Dardenne bases this strategy on the recommendations forwarded by the Task Force on Structural Changes in Budget and Tax Policy, which looks at how Louisiana collects revenues. To him, “structural deficit” describes the inability to gather as much revenue as necessary to fund what Edwards wants to spend.

That completely talked past committee Republicans, who found their concerns voiced by Chairman Cameron Henry and member state Rep. John Schroder. With considerable irony, Schroder, whose bill established the task force, ripped its failure to address spending issues. He noted that the “structural deficit” that concerned him came from overspending and the unwillingness diligently enough to set priorities and make choices. He noted that by failing to address this issue it forced fiscal discipline onto the people – by taking more of what they earn which made them have to make spending choices – while absolving government of that task.

This came after Henry exposed a pattern of sanctimony and disingenuousness on the part of Dardenne. The commissioner kept alleging that, unless the Legislature came up with cuts, then it was irresponsible not to use Fund money.
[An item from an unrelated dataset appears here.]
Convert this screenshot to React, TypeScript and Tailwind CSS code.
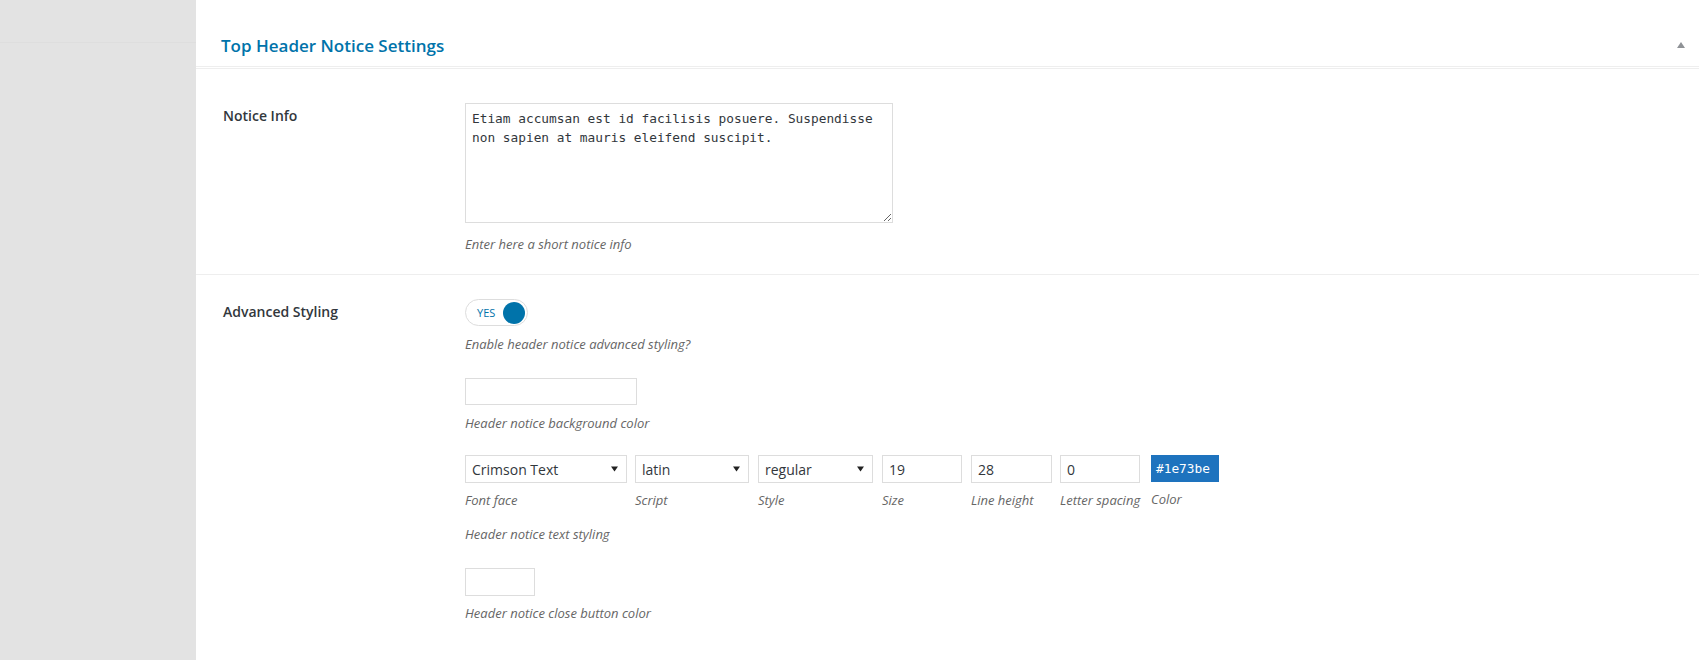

Henry reminded Dardenne that in recent days he had twice brought a plan including less Fund money and more cuts to Edwards, but the governor rejected it, making Dardenne unable to frame the issue in terms of legislative responsibility and forcing to light that it really rests upon Edwards’ policy preferences.

Then Henry presented and had successfully amended his HB 3 that would increase the level of cuts beyond Edwards’ proposal while reducing dependence on a draw from the Fund. After its passage, state Rep. Rick Edmonds brought on his HB 8, which used no Fund dollars but removed money agencies had set aside through a hiring freeze and other tactics on Edwards’ request at the beginning of the fiscal year and also increased the amount of funds sweeps. That one Edmonds successfully amended and had passed. In all instances, all Republicans present voted for the measures and all Democrats voted against, except on Edmonds’ bill where GOP state Rep. Bubba Chaney additionally voted against.

Throughout, Democrats tried every script in the book to dissuade favorable votes. None had any face validity and in practice had no effect:

“Did you talk to the agency/stakeholder?” This attempts to delegitimize any request to cut agencies without extensive consultation as a strategy to run out the clock on the short session and inappropriately assigns a kind of veto power over agencies, who by definition never will want reductions – especially as the heads/commission members involved in almost all cases got there through appointment by Edwards, who does not want to reduce spending voluntarily. This makes backwards the process: it asks that instead of agencies responding to policy made, not having policy driven by agencies.

“We don’t have enough time to evaluate cuts.” This plays upon the structural advantage that Edwards as governor has, both in determining whether to call a special session and when to call it, and in utilizing the vast resources of the executive branch. Edwards planned things so that he could have time to summon information from the bureaucracy in order to circulate his ideas a couple of weeks ago, enabling him an opportunity to lobby for support and mobilize constituencies his proposal’s favor. But the shortness of the session mandates alacrity, and a number of methods exist to correct any egregious errors made in the process, even as legislator staffs, committees’ and the Legislature’s have considerable resources to provide for adequate vetting.

“This is a vital service/hurts people with less of it.” This tries to force acceptance of a premise that any request below what Democrats want causes such injury to individuals and society as to make it beyond the pale. The trick to it makes everything all-or-nothing or either/or: even one cent less spent brings disaster to someone’s life. The speciousness of this is apparent in several ways: the absurdity that Edwards’ plan exactly demarcates the line between acceptable service and disaster; the notion that agency heads lack the creativity to deploy resources to circumvent the worst consequences of relatively minor retraction of their resources; the assumption that everything is “vital” or not, when in actuality there are gradations and the state can jettison the least important without gravely injuring the life prospects of some citizens.

Simply, legislative Democrats consider whatever the Democrat governor determines as a level of spending the red line that cannot be crossed, and thus revenues must match that, regardless from where these come. Legislative Republicans challenge that conceptualization, saying that line shifts according to the willingness of the people to pay for its positioning. Unless one group changes its mind, this irreconcilability means one group must defeat the other for deficit resolution must occur. So far, that’s the direction things are headed.